## Given problem
Without including the pictures, copy out every line below.

## Data provided
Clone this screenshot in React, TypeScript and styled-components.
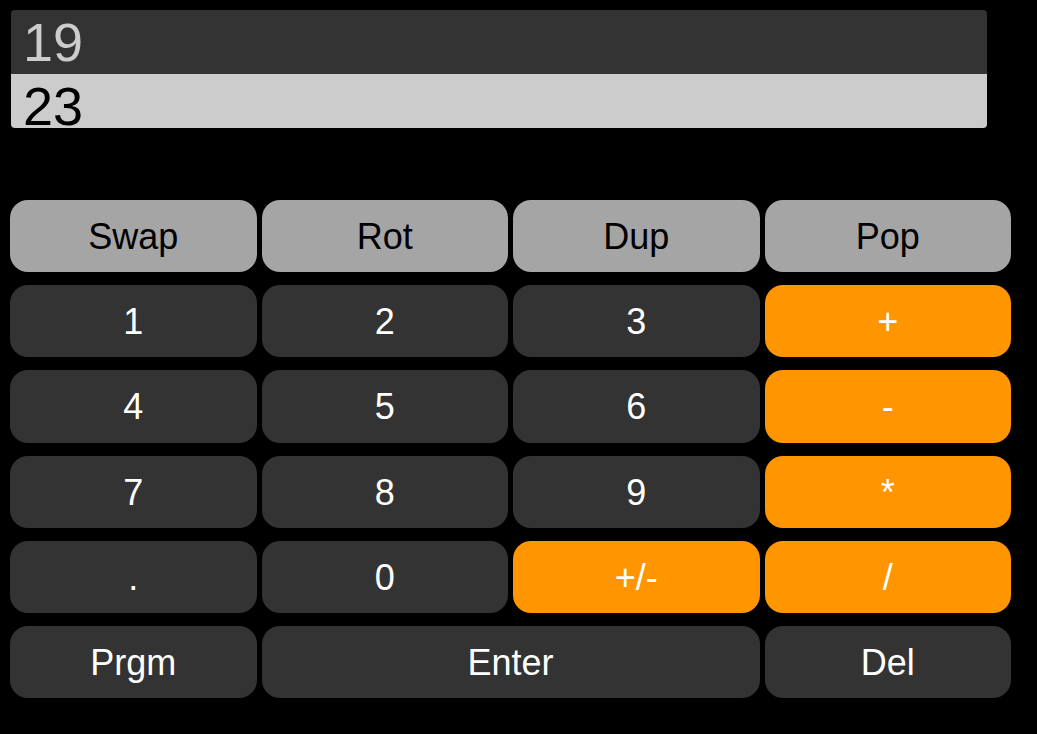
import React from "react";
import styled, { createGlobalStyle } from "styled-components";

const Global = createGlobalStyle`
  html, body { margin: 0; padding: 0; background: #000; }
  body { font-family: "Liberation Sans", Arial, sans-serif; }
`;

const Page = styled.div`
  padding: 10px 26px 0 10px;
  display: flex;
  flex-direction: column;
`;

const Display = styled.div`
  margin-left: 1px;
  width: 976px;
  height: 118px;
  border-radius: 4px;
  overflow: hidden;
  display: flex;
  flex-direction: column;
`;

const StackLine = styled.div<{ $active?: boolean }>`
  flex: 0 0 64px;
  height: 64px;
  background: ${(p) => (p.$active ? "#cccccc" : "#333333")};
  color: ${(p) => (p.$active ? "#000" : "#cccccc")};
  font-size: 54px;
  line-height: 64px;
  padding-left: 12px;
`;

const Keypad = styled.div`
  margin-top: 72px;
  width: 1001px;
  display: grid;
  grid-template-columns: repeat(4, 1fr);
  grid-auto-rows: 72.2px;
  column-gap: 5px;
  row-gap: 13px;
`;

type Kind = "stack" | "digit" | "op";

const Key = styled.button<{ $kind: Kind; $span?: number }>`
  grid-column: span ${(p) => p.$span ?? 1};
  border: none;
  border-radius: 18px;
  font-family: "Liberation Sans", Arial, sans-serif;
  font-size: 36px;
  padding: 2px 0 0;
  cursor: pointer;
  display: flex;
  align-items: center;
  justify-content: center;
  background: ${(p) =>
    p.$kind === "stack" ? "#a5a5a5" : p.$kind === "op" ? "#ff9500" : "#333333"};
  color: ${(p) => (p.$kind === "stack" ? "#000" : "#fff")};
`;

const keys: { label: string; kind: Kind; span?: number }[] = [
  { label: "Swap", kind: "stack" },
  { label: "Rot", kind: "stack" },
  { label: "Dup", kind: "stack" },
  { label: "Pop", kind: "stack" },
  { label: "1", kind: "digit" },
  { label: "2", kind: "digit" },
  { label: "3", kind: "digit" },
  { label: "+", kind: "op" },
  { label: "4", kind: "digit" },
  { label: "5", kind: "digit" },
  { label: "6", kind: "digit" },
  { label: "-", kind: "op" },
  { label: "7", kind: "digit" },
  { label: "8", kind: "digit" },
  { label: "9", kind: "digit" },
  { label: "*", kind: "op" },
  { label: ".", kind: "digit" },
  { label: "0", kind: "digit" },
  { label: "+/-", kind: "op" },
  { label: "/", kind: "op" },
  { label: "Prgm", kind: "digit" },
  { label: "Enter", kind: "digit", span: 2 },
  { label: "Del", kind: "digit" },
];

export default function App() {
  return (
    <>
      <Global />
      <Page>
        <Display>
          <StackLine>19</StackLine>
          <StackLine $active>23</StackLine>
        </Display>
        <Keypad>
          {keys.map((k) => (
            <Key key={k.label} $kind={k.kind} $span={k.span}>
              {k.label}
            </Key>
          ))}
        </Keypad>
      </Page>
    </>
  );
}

## Final result
Clone this screenshot in React, TypeScript and styled-components.
import React from "react";
import styled, { createGlobalStyle } from "styled-components";

const Global = createGlobalStyle`
  html, body { margin: 0; padding: 0; background: #000; }
  body { font-family: "Liberation Sans", Arial, sans-serif; }
`;

const Page = styled.div`
  padding: 10px 26px 0 10px;
  display: flex;
  flex-direction: column;
`;

const Display = styled.div`
  margin-left: 1px;
  width: 976px;
  height: 118px;
  border-radius: 4px;
  overflow: hidden;
  display: flex;
  flex-direction: column;
`;

const StackLine = styled.div<{ $active?: boolean }>`
  flex: 0 0 64px;
  height: 64px;
  background: ${(p) => (p.$active ? "#cccccc" : "#333333")};
  color: ${(p) => (p.$active ? "#000" : "#cccccc")};
  font-size: 54px;
  line-height: 64px;
  padding-left: 12px;
`;

const Keypad = styled.div`
  margin-top: 72px;
  width: 1001px;
  display: grid;
  grid-template-columns: repeat(4, 1fr);
  grid-auto-rows: 72.2px;
  column-gap: 5px;
  row-gap: 13px;
`;

type Kind = "stack" | "digit" | "op";

const Key = styled.button<{ $kind: Kind; $span?: number }>`
  grid-column: span ${(p) => p.$span ?? 1};
  border: none;
  border-radius: 18px;
  font-family: "Liberation Sans", Arial, sans-serif;
  font-size: 36px;
  padding: 2px 0 0;
  cursor: pointer;
  display: flex;
  align-items: center;
  justify-content: center;
  background: ${(p) =>
    p.$kind === "stack" ? "#a5a5a5" : p.$kind === "op" ? "#ff9500" : "#333333"};
  color: ${(p) => (p.$kind === "stack" ? "#000" : "#fff")};
`;

const keys: { label: string; kind: Kind; span?: number }[] = [
  { label: "Swap", kind: "stack" },
  { label: "Rot", kind: "stack" },
  { label: "Dup", kind: "stack" },
  { label: "Pop", kind: "stack" },
  { label: "1", kind: "digit" },
  { label: "2", kind: "digit" },
  { label: "3", kind: "digit" },
  { label: "+", kind: "op" },
  { label: "4", kind: "digit" },
  { label: "5", kind: "digit" },
  { label: "6", kind: "digit" },
  { label: "-", kind: "op" },
  { label: "7", kind: "digit" },
  { label: "8", kind: "digit" },
  { label: "9", kind: "digit" },
  { label: "*", kind: "op" },
  { label: ".", kind: "digit" },
  { label: "0", kind: "digit" },
  { label: "+/-", kind: "op" },
  { label: "/", kind: "op" },
  { label: "Prgm", kind: "digit" },
  { label: "Enter", kind: "digit", span: 2 },
  { label: "Del", kind: "digit" },
];

export default function App() {
  return (
    <>
      <Global />
      <Page>
        <Display>
          <StackLine>19</StackLine>
          <StackLine $active>23</StackLine>
        </Display>
        <Keypad>
          {keys.map((k) => (
            <Key key={k.label} $kind={k.kind} $span={k.span}>
              {k.label}
            </Key>
          ))}
        </Keypad>
      </Page>
    </>
  );
}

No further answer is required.